--- DATA LINES ---

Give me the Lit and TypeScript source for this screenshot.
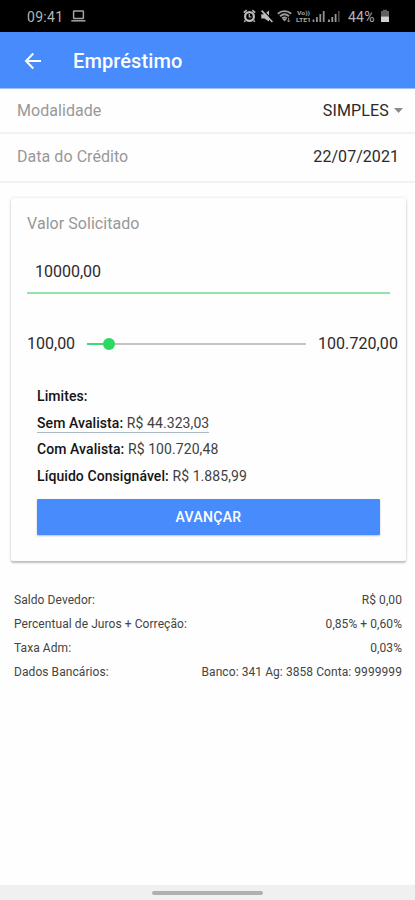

---
--- DATA LINES ---

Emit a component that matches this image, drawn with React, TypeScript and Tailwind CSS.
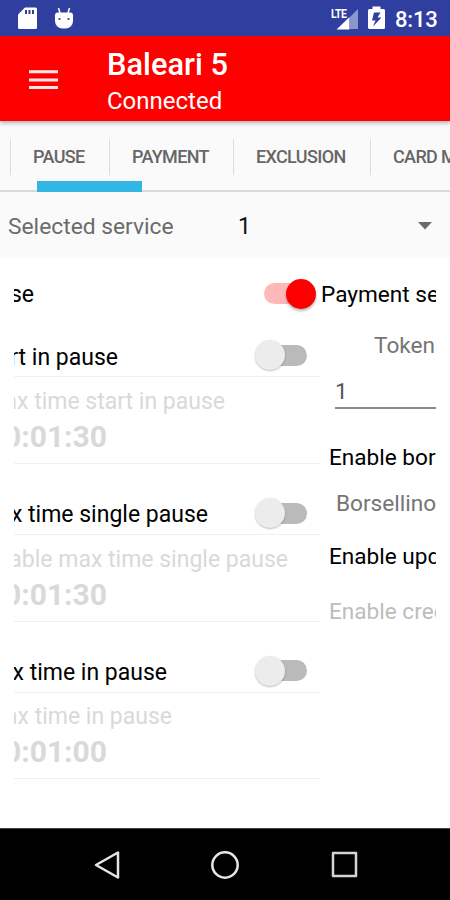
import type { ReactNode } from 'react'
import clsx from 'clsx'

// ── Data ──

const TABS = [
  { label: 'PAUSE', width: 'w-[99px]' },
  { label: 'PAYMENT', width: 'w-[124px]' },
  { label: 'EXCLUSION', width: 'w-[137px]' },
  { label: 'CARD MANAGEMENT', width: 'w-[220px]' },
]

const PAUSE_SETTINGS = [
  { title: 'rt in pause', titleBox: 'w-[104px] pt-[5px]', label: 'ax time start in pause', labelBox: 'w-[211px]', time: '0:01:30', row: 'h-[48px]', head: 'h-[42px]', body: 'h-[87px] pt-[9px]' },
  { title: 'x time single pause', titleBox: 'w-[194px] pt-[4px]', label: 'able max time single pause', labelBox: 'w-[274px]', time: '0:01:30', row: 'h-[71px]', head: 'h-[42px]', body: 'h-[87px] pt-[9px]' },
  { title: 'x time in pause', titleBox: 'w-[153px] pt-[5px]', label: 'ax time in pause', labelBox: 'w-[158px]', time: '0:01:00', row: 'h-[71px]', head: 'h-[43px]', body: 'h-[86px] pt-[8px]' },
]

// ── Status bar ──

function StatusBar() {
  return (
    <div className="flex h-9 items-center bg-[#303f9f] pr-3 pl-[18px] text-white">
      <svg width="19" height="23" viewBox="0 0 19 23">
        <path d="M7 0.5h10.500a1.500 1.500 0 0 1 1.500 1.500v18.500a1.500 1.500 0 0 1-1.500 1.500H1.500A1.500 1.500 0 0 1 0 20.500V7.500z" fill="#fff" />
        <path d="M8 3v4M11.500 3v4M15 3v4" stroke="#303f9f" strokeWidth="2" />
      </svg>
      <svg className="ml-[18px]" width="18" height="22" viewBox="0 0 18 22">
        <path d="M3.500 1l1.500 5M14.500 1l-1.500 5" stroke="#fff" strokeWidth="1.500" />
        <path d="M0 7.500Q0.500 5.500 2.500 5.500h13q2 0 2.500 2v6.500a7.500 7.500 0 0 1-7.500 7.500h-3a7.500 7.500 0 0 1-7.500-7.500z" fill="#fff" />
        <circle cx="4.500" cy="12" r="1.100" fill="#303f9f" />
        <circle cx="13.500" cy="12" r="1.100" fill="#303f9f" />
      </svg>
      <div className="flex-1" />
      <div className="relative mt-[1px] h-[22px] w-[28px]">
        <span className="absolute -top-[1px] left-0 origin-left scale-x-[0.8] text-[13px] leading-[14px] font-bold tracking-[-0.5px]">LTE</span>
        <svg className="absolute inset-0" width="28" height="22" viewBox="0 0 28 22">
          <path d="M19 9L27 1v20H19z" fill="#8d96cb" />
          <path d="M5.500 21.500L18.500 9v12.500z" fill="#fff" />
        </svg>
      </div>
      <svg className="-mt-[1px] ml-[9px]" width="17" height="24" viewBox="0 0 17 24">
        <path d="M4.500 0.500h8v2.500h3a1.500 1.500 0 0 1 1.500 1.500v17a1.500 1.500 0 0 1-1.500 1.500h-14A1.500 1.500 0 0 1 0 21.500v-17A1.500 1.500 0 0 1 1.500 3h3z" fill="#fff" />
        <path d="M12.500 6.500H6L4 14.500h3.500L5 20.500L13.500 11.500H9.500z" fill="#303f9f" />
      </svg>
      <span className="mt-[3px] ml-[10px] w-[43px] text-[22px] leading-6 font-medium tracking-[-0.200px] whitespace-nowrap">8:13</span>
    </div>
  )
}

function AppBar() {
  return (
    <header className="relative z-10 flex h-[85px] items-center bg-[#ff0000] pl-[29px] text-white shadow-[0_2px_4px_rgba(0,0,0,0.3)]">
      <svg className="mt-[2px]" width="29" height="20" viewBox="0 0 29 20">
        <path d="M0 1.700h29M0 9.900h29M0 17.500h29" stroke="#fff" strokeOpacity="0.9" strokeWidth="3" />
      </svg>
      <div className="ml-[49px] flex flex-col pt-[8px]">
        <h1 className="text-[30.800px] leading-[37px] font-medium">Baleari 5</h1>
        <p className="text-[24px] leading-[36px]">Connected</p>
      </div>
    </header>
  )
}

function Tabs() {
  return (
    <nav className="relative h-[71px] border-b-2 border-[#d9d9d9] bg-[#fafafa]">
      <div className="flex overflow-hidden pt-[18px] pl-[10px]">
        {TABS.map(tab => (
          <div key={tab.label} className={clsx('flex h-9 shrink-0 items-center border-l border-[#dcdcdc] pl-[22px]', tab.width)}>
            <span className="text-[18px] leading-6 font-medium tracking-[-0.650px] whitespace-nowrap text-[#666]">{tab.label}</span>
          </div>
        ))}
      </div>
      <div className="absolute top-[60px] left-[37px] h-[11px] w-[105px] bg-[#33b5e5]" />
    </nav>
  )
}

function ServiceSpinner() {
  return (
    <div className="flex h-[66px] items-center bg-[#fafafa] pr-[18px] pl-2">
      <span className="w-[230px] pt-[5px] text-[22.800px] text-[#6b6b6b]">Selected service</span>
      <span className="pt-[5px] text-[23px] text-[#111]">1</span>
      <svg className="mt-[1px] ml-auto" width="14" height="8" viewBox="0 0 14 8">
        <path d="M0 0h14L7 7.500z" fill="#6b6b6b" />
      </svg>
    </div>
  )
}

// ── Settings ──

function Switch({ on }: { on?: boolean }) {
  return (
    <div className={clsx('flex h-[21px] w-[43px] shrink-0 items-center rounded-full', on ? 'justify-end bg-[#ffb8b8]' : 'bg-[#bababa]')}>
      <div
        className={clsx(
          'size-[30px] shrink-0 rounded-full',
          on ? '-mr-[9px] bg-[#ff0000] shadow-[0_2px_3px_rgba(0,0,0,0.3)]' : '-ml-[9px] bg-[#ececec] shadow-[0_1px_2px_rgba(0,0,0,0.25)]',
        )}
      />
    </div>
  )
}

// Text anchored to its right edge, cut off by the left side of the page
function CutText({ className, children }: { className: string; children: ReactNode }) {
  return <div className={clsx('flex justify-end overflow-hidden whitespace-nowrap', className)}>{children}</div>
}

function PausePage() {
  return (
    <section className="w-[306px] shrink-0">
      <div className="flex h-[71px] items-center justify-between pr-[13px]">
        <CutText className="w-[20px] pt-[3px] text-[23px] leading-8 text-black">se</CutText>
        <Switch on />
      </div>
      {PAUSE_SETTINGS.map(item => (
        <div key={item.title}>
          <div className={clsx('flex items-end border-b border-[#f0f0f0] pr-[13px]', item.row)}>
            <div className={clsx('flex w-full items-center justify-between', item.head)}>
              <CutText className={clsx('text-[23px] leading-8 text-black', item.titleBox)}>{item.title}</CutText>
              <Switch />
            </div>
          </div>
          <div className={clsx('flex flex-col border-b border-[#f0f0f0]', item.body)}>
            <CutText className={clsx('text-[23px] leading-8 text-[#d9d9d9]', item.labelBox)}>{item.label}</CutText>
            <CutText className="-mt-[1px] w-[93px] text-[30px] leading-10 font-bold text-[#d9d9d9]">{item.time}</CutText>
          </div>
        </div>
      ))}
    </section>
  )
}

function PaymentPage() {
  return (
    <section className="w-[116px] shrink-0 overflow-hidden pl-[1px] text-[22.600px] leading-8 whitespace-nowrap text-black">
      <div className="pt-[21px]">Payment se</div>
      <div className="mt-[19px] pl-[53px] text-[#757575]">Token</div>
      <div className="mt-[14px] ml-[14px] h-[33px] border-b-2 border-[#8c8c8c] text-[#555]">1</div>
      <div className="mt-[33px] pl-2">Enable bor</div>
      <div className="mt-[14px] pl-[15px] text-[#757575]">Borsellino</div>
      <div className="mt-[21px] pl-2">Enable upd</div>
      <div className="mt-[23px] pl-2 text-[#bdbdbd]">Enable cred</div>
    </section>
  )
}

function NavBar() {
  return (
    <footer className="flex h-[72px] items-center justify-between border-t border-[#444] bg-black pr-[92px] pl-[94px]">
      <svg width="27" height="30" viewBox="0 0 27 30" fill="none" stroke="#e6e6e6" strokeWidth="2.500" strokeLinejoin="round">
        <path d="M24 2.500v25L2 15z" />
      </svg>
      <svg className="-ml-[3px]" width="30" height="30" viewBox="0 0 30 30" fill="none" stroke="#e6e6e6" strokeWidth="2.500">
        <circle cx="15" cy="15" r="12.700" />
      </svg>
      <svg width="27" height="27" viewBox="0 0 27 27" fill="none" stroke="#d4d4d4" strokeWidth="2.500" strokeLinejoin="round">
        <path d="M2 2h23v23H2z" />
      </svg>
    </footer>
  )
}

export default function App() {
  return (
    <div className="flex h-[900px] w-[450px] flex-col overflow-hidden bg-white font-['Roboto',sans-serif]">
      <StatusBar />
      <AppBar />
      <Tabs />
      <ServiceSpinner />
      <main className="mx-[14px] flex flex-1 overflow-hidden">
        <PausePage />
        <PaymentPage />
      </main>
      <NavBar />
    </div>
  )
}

---

Spot every line that holds "this" and copy it.

Give me the Lit and TypeScript source for this screenshot.
Emit a component that matches this image, drawn with React, TypeScript and Tailwind CSS.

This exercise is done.